When betting Over 0.5 runs on an elite run scorer, you are betting against that 45% zero-run probability. The market prices this accurately, which is why even the best run scorers rarely see lines more favorable than -140 to -150 on Over 0.5. The zero outcome is simply too frequent to justify steeper prices.
A hitter's season run total (say, 95 runs in 150 games) provides almost no predictive value for any single game. That 0.63 runs per game average masks enormous variance. It does not tell you that he scored zero in 65 games and 2+ in 30 games. The average smooths over the bimodal distribution where games tend toward either zero or multiple runs rather than clustering around the mean.

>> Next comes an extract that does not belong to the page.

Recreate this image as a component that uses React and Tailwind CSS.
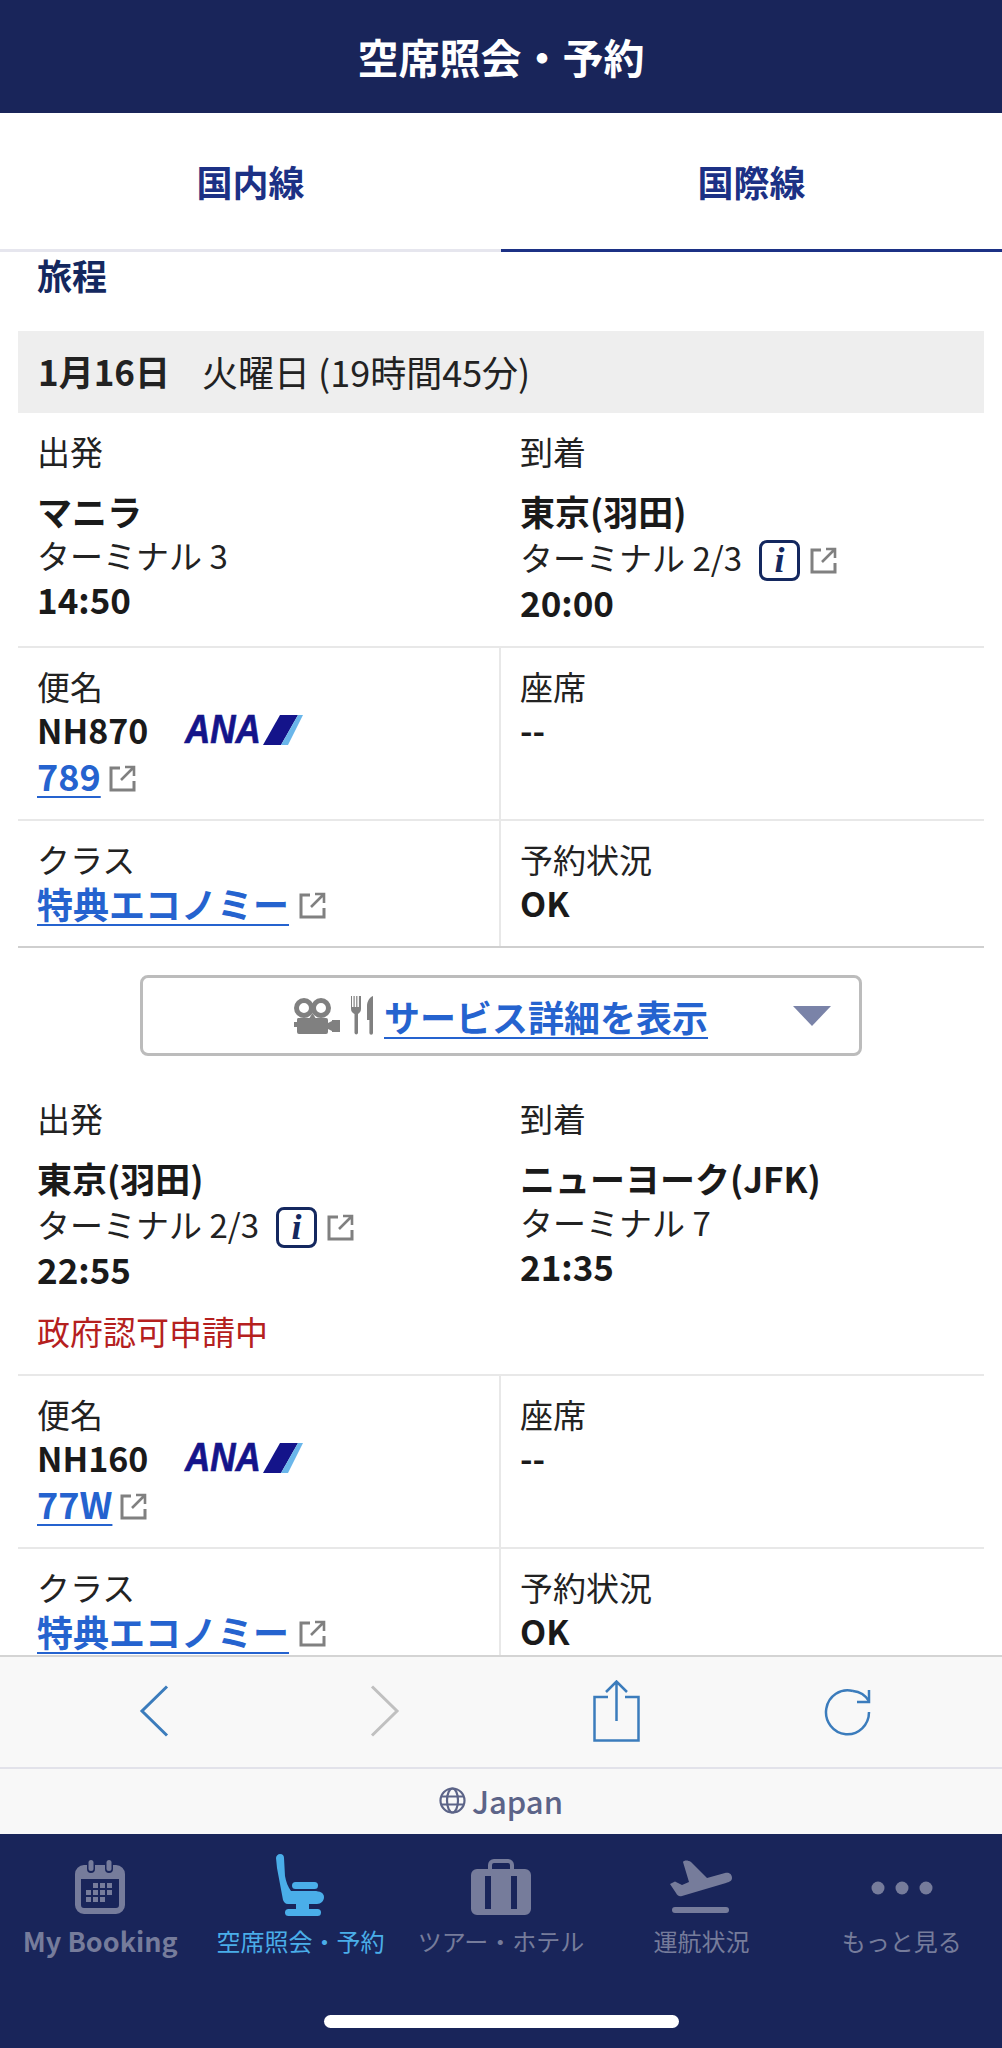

For single-game run props, what matters is: lineup position, quality of hitters behind him, opposing pitcher's tendency to allow baserunners, game total environment, and random sequencing factors. Season run totals reflect all of these in aggregate but none specifically, making them poor predictors for individual game prop outcomes.
A leadoff hitter's run scoring probability is more sensitive to the quality of the 2-3-4 hitters than to his own OBP within reasonable ranges. Consider two scenarios: a .380 OBP leadoff man with a weak middle order (.280 combined OBP) versus a .340 OBP leadoff man with an elite middle order (.360 combined OBP). The latter likely scores more runs despite lower personal OBP because his opportunities convert at a higher rate.
This counterintuitive reality is why individual stats fail to explain run scoring variance. The prop is fundamentally a team outcome expressed through an individual stat. Analyzing only the prop subject ignores the majority of the variance drivers.
Key Insight: Runs scored is the most cooperative hitter prop in baseball. The prop subject provides opportunity by reaching base, but teammates must convert that opportunity to a run. This dual-dependency structure explains both why run scoring appears streaky (it follows team offensive performance) and why individual analysis frequently produces unexpected outcomes (the conversion step is largely out of the hitter's control).